*Exercise prompt:*
Return the lines where the word "styles" occurs.

*Data extract:*
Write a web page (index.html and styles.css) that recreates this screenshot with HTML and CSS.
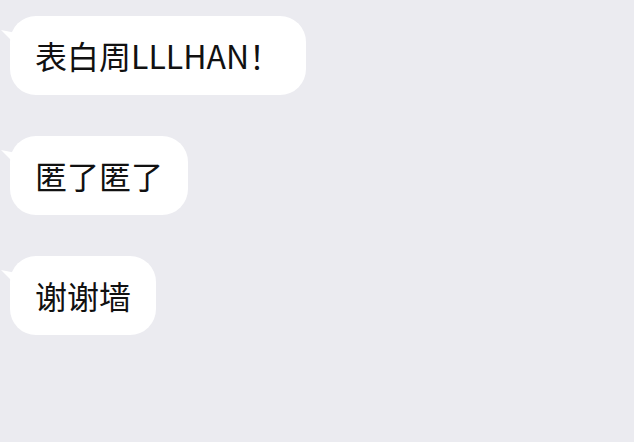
FILE: index.html
```html
<!DOCTYPE html>
<html lang="zh-CN">
<head>
<meta charset="utf-8">
<link rel="stylesheet" href="styles.css">
</head>
<body>
<div class="chat">
  <div class="bubble">表白周LLLHAN！</div>
  <div class="bubble">匿了匿了</div>
  <div class="bubble">谢谢墙</div>
</div>
</body>
</html>
```
FILE: styles.css
```css
html, body {
  margin: 0;
  padding: 0;
  background: #ebebf0;
  width: 634px;
  height: 442px;
  overflow: hidden;
}
.chat {
  display: flex;
  flex-direction: column;
  align-items: flex-start;
  gap: 41px;
  padding: 16px 0 0 10px;
}
.bubble {
  position: relative;
  background: #fff;
  border-radius: 26px;
  padding: 16px 25px;
  font-family: "Noto Sans CJK SC", "Noto Sans", sans-serif;
  font-size: 32px;
  line-height: 47px;
  color: #111;
}
.bubble::before {
  content: "";
  position: absolute;
  left: -9px;
  top: 14px;
  width: 14px;
  height: 14px;
  background: #fff;
  clip-path: polygon(0 0, 100% 20%, 100% 100%);
}
```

*Task answer:*
Write a web page (index.html and styles.css) that recreates this screenshot with HTML and CSS.
<link rel="stylesheet" href="styles.css">
FILE: styles.css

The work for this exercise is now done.